Structural integrity of the device is based on the solder joint and it is equally important to ensure that the device will not fail structurally over a period of time. Surely, design & packaging engineers have thought about this while designing the structure of the pads.

More over, heat transfer of a device is another important aspect and in the cases of BGA's it will be transmitted through the solder joints (other than heat sink mounted). Why restrict the transfer through adequate points and induce other thermal related issues on the device?
Mahesh V Draksharapu, Aristos EMS Pvt. Ltd, India

Reader Comment
Is this a serious question? If you want to save money, use tacky flux on the BGA. No solder paste used. I say that with a smile! Seriously, if you only use some of the functionality of the BGA, look for a less powerful one. You could save more pennies with a cheaper component!!
Jerry Wiatrowski, General Dynamics

I absolutely think you should go ahead and do that, and save about 3 cents per BGA in paste.
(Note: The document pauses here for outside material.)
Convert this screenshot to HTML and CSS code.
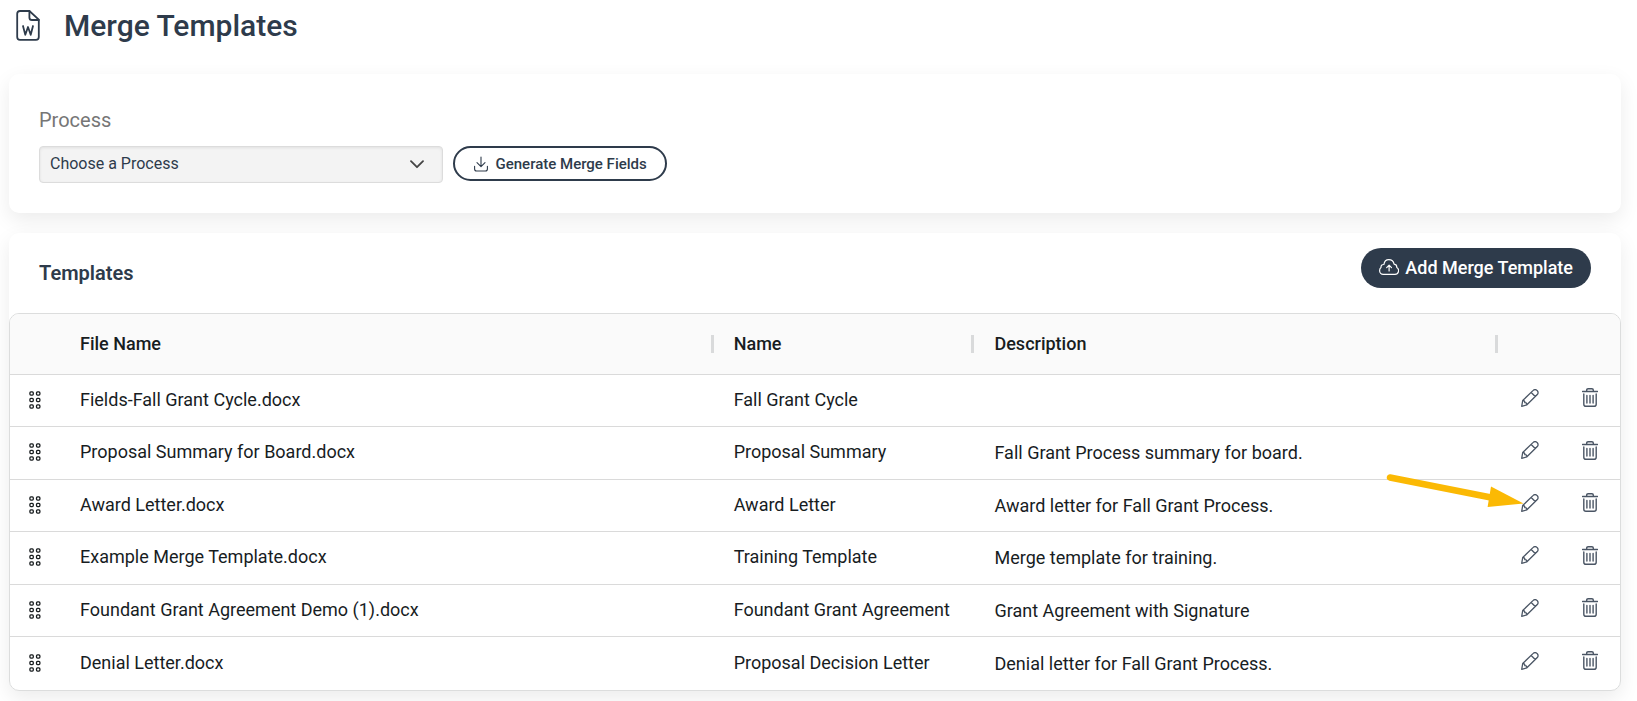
FILE: index.html
```html
<!DOCTYPE html>
<html lang="en">
<head>
<meta charset="utf-8">
<title>Merge Templates</title>
<link rel="stylesheet" href="styles.css">
</head>
<body>
<svg class="sprite" aria-hidden="true">
  <symbol id="grip" viewBox="0 0 12 18">
    <g fill="none" stroke="currentColor" stroke-width="1.3">
      <rect x="0.9" y="0.9" width="3.4" height="3.2" rx="1"/><rect x="7.5" y="0.9" width="3.4" height="3.2" rx="1"/>
      <rect x="0.9" y="7.4" width="3.4" height="3.2" rx="1"/><rect x="7.5" y="7.4" width="3.4" height="3.2" rx="1"/>
      <rect x="0.9" y="13.9" width="3.4" height="3.2" rx="1"/><rect x="7.5" y="13.9" width="3.4" height="3.2" rx="1"/>
    </g>
  </symbol>
  <symbol id="pencil" viewBox="0 0 18 18">
    <path d="M1.7 11.5 12.2 1.4a2.6 2.6 0 0 1 3.7 0l.4.4a2.6 2.6 0 0 1 0 3.7L5.9 15.8.7 17.3ZM10.2 3.5l4 4M1.7 11.5c1.6 0 2.2.7 2.1 2.1 1.3-.1 2 .6 2.1 2.2" fill="none" stroke="currentColor" stroke-width="1.3" stroke-linejoin="round"/>
  </symbol>
  <symbol id="trash" viewBox="0 0 16 19">
    <path d="M.5 3.5h15M4.700 3.200V2.100Q4.700.7 6.100.7h3.800q1.400 0 1.400 1.400v1.100M1.800 6v10.200q0 2.100 2.100 2.100h8.200q2.100 0 2.100-2.100V6M4.900 7.500v7.500M8 7.500v7.500M11.100 7.500v7.500" fill="none" stroke="currentColor" stroke-width="1.400" stroke-linecap="round"/>
  </symbol>
</svg>

<header class="page-head">
  <svg class="page-icon" viewBox="0 0 24 31" aria-hidden="true">
    <g fill="none" stroke="currentColor" stroke-width="1.8" stroke-linejoin="round" stroke-linecap="round">
      <path d="M13.4 1H4Q1.200 1 1.200 3.800V27Q1.200 29.800 4 29.800H20Q22.800 29.800 22.800 27V9.600Z"/>
      <path d="M13.400 1V7.400Q13.400 10 16 10H22.800"/>
      <path d="M7 16 9.300 24.800 12 17 14.700 24.800 17 16"/>
    </g>
  </svg>
  <h1 class="page-title">Merge Templates</h1>
</header>

<main class="stack">
  <section class="card process">
    <label class="process-label" for="process">Process</label>
    <div class="process-row">
      <div class="select-wrap">
        <select class="select" id="process"><option>Choose a Process</option></select>
        <svg class="chevron" viewBox="0 0 14 9" aria-hidden="true"><path d="M1 1.200 7 7.200 13 1.200" fill="none" stroke="currentColor" stroke-width="1.8" stroke-linecap="round" stroke-linejoin="round"/></svg>
      </div>
      <button class="btn btn-outline" type="button">
        <svg class="icon-download" viewBox="0 0 14 16" aria-hidden="true"><path d="M7 1v9.500M3 6.700l4 3.900 4-3.900M.6 10.300v2.700q0 2 2 2h8.800q2 0 2-2v-2.700" fill="none" stroke="currentColor" stroke-width="1.100" stroke-linecap="round" stroke-linejoin="round"/></svg>
        Generate Merge Fields
      </button>
    </div>
  </section>

  <section class="card">
    <div class="templates-head">
      <h2 class="section-title">Templates</h2>
      <button class="btn btn-solid" type="button">
        <svg class="icon-cloud" viewBox="0 0 20 16" aria-hidden="true"><path d="M4.200 15.300h11.800a3.600 3.600 0 0 0 1.800-6.700q.2-3-2.700-3.400Q14.200.7 9.800.7 5.600.7 4.900 5.500 1.900 5.300 2 8.500.6 9.500.6 11.700a3.600 3.600 0 0 0 3.600 3.600ZM10.100 12V6.300M7.700 8.600 10.100 6.200l2.400 2.400" fill="none" stroke="currentColor" stroke-width="1.200" stroke-linecap="round" stroke-linejoin="round"/></svg>
        Add Merge Template
      </button>
    </div>
    <div class="grid">
      <table class="table">
        <colgroup><col class="c-grip"><col class="c-file"><col class="c-name"><col><col class="c-act"><col class="c-act"></colgroup>
        <thead>
          <tr><th></th><th class="sep">File Name</th><th class="sep">Name</th><th class="sep">Description</th><th></th><th></th></tr>
        </thead>
        <tbody>
          <tr><td class="grip"><svg><use href="#grip"/></svg></td><td>Fields-Fall Grant Cycle.docx</td><td>Fall Grant Cycle</td><td class="desc"></td><td class="act"><button type="button" aria-label="Edit"><svg class="pencil"><use href="#pencil"/></svg></button></td><td class="act"><button type="button" aria-label="Delete"><svg class="trash"><use href="#trash"/></svg></button></td></tr>
          <tr><td class="grip"><svg><use href="#grip"/></svg></td><td>Proposal Summary for Board.docx</td><td>Proposal Summary</td><td class="desc">Fall Grant Process summary for board.</td><td class="act"><button type="button" aria-label="Edit"><svg class="pencil"><use href="#pencil"/></svg></button></td><td class="act"><button type="button" aria-label="Delete"><svg class="trash"><use href="#trash"/></svg></button></td></tr>
          <tr><td class="grip"><svg><use href="#grip"/></svg></td><td>Award Letter.docx</td><td>Award Letter</td><td class="desc">Award letter for Fall Grant Process.</td><td class="act"><button type="button" aria-label="Edit"><svg class="pencil"><use href="#pencil"/></svg></button><svg class="pointer" viewBox="0 0 140 40" aria-hidden="true"><path d="M5 6.500 106 26.500" stroke="currentColor" stroke-width="6.500" stroke-linecap="round"/><path d="M106 15.600 138.500 32.600 102.600 36Z" fill="currentColor"/></svg></td><td class="act"><button type="button" aria-label="Delete"><svg class="trash"><use href="#trash"/></svg></button></td></tr>
          <tr><td class="grip"><svg><use href="#grip"/></svg></td><td>Example Merge Template.docx</td><td>Training Template</td><td class="desc">Merge template for training.</td><td class="act"><button type="button" aria-label="Edit"><svg class="pencil"><use href="#pencil"/></svg></button></td><td class="act"><button type="button" aria-label="Delete"><svg class="trash"><use href="#trash"/></svg></button></td></tr>
          <tr><td class="grip"><svg><use href="#grip"/></svg></td><td>Foundant Grant Agreement Demo (1).docx</td><td>Foundant Grant Agreement</td><td class="desc">Grant Agreement with Signature</td><td class="act"><button type="button" aria-label="Edit"><svg class="pencil"><use href="#pencil"/></svg></button></td><td class="act"><button type="button" aria-label="Delete"><svg class="trash"><use href="#trash"/></svg></button></td></tr>
          <tr><td class="grip"><svg><use href="#grip"/></svg></td><td>Denial Letter.docx</td><td>Proposal Decision Letter</td><td class="desc">Denial letter for Fall Grant Process.</td><td class="act"><button type="button" aria-label="Edit"><svg class="pencil"><use href="#pencil"/></svg></button></td><td class="act"><button type="button" aria-label="Delete"><svg class="trash"><use href="#trash"/></svg></button></td></tr>
        </tbody>
      </table>
    </div>
  </section>
</main>
</body>
</html>
```
FILE: styles.css
```css
* { box-sizing: border-box; }
body {
  margin: 0;
  background: #fff;
  color: #2e3b4b;
  font-family: Roboto, "Liberation Sans", sans-serif;
  font-size: 18px;
  line-height: 24px;
}
button, select { font-family: inherit; color: inherit; }
svg { display: block; }
.sprite { position: absolute; width: 0; height: 0; }

.page-head { display: flex; align-items: center; gap: 24px; height: 50px; padding-left: 16px; }
.page-icon { width: 24px; height: 31px; }
.page-title { margin: 0; padding-top: 2px; font-size: 30px; line-height: 40px; font-weight: 500; }

.stack { display: grid; gap: 20px; padding: 24px 16px 11px 9px; }
.card { background: #fff; border-radius: 10px; box-shadow: 0 7px 20px rgba(0, 0, 0, 0.08); }

.process { padding: 34px 30px 30px; }
.process-label { display: block; margin-bottom: 14px; font-size: 20px; color: #767676; }
.process-row { display: flex; align-items: flex-start; gap: 10px; }
.select-wrap { position: relative; width: 26%; }
.select {
  appearance: none;
  display: block;
  width: 100%;
  height: 37px;
  padding: 0 40px 2px 10px;
  border: 1px solid #dcdcdc;
  border-radius: 4px;
  background: #f3f3f3;
  box-shadow: inset 0 1px 3px rgba(0, 0, 0, 0.08);
  font-size: 16px;
}
.chevron { position: absolute; right: 19px; top: 14px; width: 14px; height: 9px; color: #444; pointer-events: none; }

.btn { display: flex; align-items: center; border-radius: 20px; font-weight: 500; white-space: nowrap; }
.btn-outline { height: 35px; padding: 0 18px 0 19px; gap: 8px; border: 2px solid #2e3b4b; background: #fff; font-size: 15px; }
.icon-download { width: 14px; height: 16px; }
.btn-solid { height: 40px; padding: 0 18px 2px; gap: 6px; border: 0; background: #2e3b4b; color: #fff; font-size: 18px; }
.icon-cloud { width: 20px; height: 16px; }

.templates-head { display: flex; align-items: flex-start; justify-content: space-between; height: 80px; padding: 15px 30px 0; }
.section-title { margin: 13px 0 0; font-size: 20px; line-height: 24px; font-weight: 600; }

.grid { border: 1px solid #dcdddd; border-radius: 10px; overflow: hidden; }
.table { width: 100%; border-collapse: separate; border-spacing: 0; table-layout: fixed; color: #181d1f; }
.c-grip { width: 50px; }
.c-file { width: 40.6%; }
.c-name { width: 16.2%; }
.c-act { width: 61px; }
th { position: relative; height: 61px; padding: 0 20px; background: #fafafa; border-bottom: 1px solid #dadada; text-align: left; font-weight: 500; }
.sep::after { content: ""; position: absolute; right: 0; top: 21px; width: 3px; height: 18px; background: #d9dadb; }
td { height: 52px; padding: 0 20px 2px; border-bottom: 1px solid #dadada; }
tr:nth-child(even) td { height: 53px; }
tr:last-child td { border-bottom: 0; }
.desc { padding-bottom: 0; }
.grip svg { width: 12px; height: 18px; }
.grip { padding: 0 0 2px 19px; }
.act { position: relative; padding: 0 0 6px 23px; }
.act button { display: block; padding: 0; border: 0; background: none; color: #4a5564; }
.pencil { width: 18px; height: 18px; }
.trash { width: 16px; height: 19px; }
.pointer { position: absolute; right: 34px; top: -9px; width: 140px; height: 40px; color: #fbb904; }
```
What most engineers do not understand about BGA balls is that they undergo huge lateral pressures during operation in the field, even inside a simple PC. The CTE mismatch between the standard FR-4 and most BGAs is significant, and for those with soldermask-defined pads, the extrusion forces that the soldermask puts directly onto the solder balls is even more so. The more solder balls you have, and the taller those solder balls are in height, the more modulus of elasticity and number of supports you have to collectively absorb these changes, the higher cycles to failure that component has. So yes, by all means, eliminate those "unnecessary" solder balls so you have even flatter loaves of cheese under there, and fewer of them, with a lot less modulus of elasticity, so they fail faster. Because you may be my competitor!

Richard D. Stadem
Advanced Engineer/Scientist
General Dynamics
Richard D. Stadem is an advanced engineer/scientist for General Dynamics and is also a consulting engineer for other companies. He has 38 years of engineering experience having worked for Honeywell, ADC, Pemstar (now Benchmark), Analog Technologies, and General Dynamics.